The Freeman debacle is prognostic. It is not surprising to see yet another high-level Obama political appointment nipped in the bud; especially that congressional approval is not even required. It is an indication that the US administration is overwhelmed with domestic issues, and subsequently unable to spend energy on introducing change to the Middle East. The Freeman incident may be a significant system failure which strengthens risky Israeli interference in US foreign policy.

The inability of the White House to stand up to AIPAC and its followers in the Freeman affair is discouraging to those who wish to see positive change in the Holy Land. With the widespread presence of Israel’s promoters in Washington, one wonders if President Obama has the muscle to pressure Benjamin Netanyahu, the next prime minister of Israel, to come to the peace table.

Freeman’s flexible stance on Iran is also problematic to Israel’s hawks. He, like Secretary of Defense Robert Gates and Dennis Blair advocates a “soft power” approach in dealing with Tehran’s nuclear issue. Will the administration be able to contain the efforts of the Israel lobby to discourage dialogue between Washington and Tehran? Israel’s war minded worry that if Iran opens a new chapter of relations with America, it would be at Tel Aviv’s expense. America is not ready for war with Iran, but Israel regrettably seems to be.

When compared with other abortive political nominations, Freeman’s “deviation” was conceptually unique. The failure of this particular nomination was not a result of evasion of tax laws, ignoring employment regulations, committing a sexual scandal or for some other wrongdoing. Freeman is being punished for a laudable predisposition: putting America first.

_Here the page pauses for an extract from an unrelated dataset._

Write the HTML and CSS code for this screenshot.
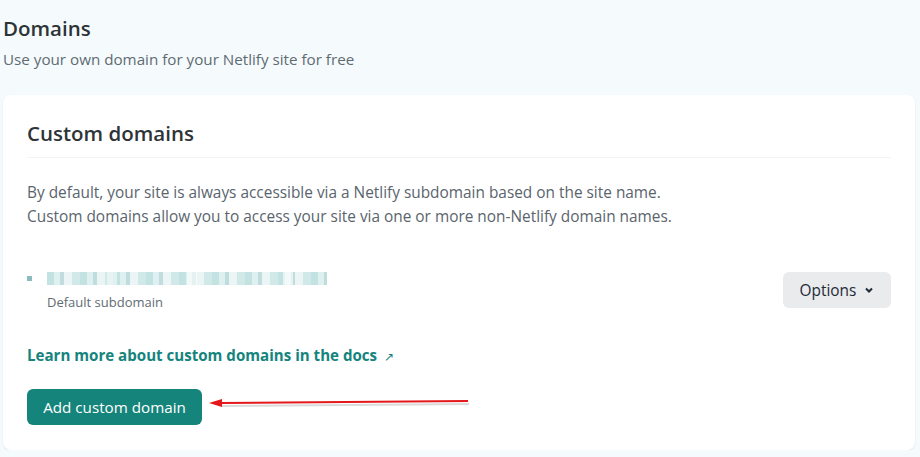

Ambassador Freeman has challenged a taboo by opposing the Israeli occupation and linking it to the threat of US national security.

AIPAC opposed Freeman’s candidacy on grounds of conflict of interest. Whose interest did AIPAC have in mind first: Israel or the US?

* The three quotes were reported in a March 12, New York Times article, by Mark Mazetti and Helene Cooper, entitled Israel Stance Was Undoing of Nominee for Intelligence Post”.